Measuring the Loudness of Sound
A lesson and worksheet about the volume of sound and how it is measured.
• Students will be able to describe the factors that affect the volume of sounds.
• Students will be able to name the instrument that measures the volume of sounds.
• Students will understand that sound is measured in decibels.
• Students will be able to compare the decibel levels of different sounds.
• Students will be able to describe what an audiologist does to evaluate hearing.
5th Grade - 6th Grade - 7th Grade
Print the reading comprehension worksheet passage and questions (see below).
Students should read the passage silently, then answer the questions. Teachers may also use the text as part of a classroom lesson plan.
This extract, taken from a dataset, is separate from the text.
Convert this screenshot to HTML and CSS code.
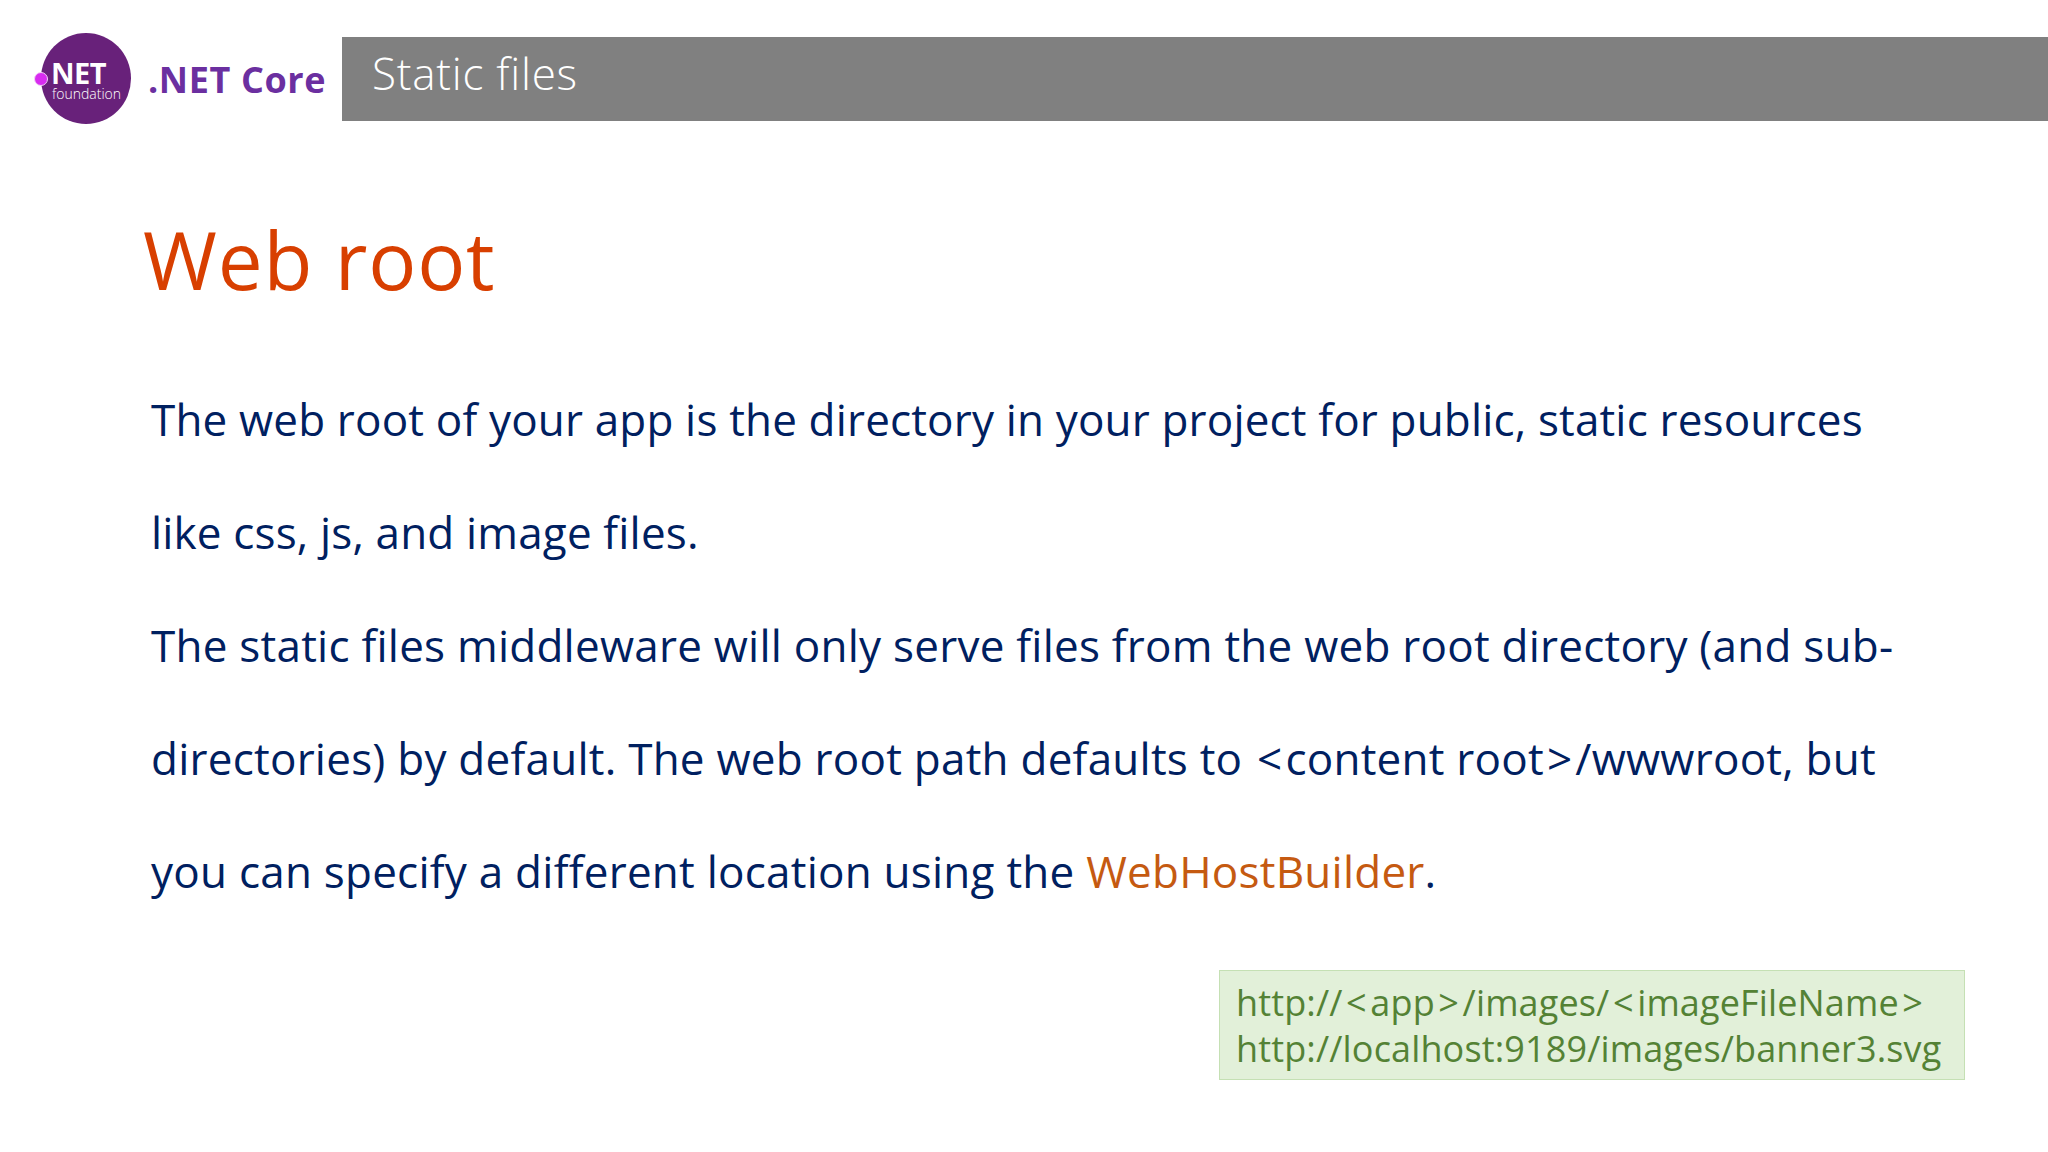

Sounds are created when molecules in the air vibrate to create sound waves. The distance that these particles in the air travel when they vibrate back and forth depends on the amount of energy used to create them. Waves that carry more energy produce louder sounds. These sound waves can be measured by an oscilloscope. The oscilloscope records the sounds as wiggly lines like the examples below. The sound wave on the left has higher waves, so it is a louder sound.
Another word for the loudness or softness of a sound is volume. You can see how energy and volume are related when you try to make a sound yourself. You need more energy to yell than you do to whisper. If you knock on a door and no one hears you, you might try knocking harder so the sound will be louder.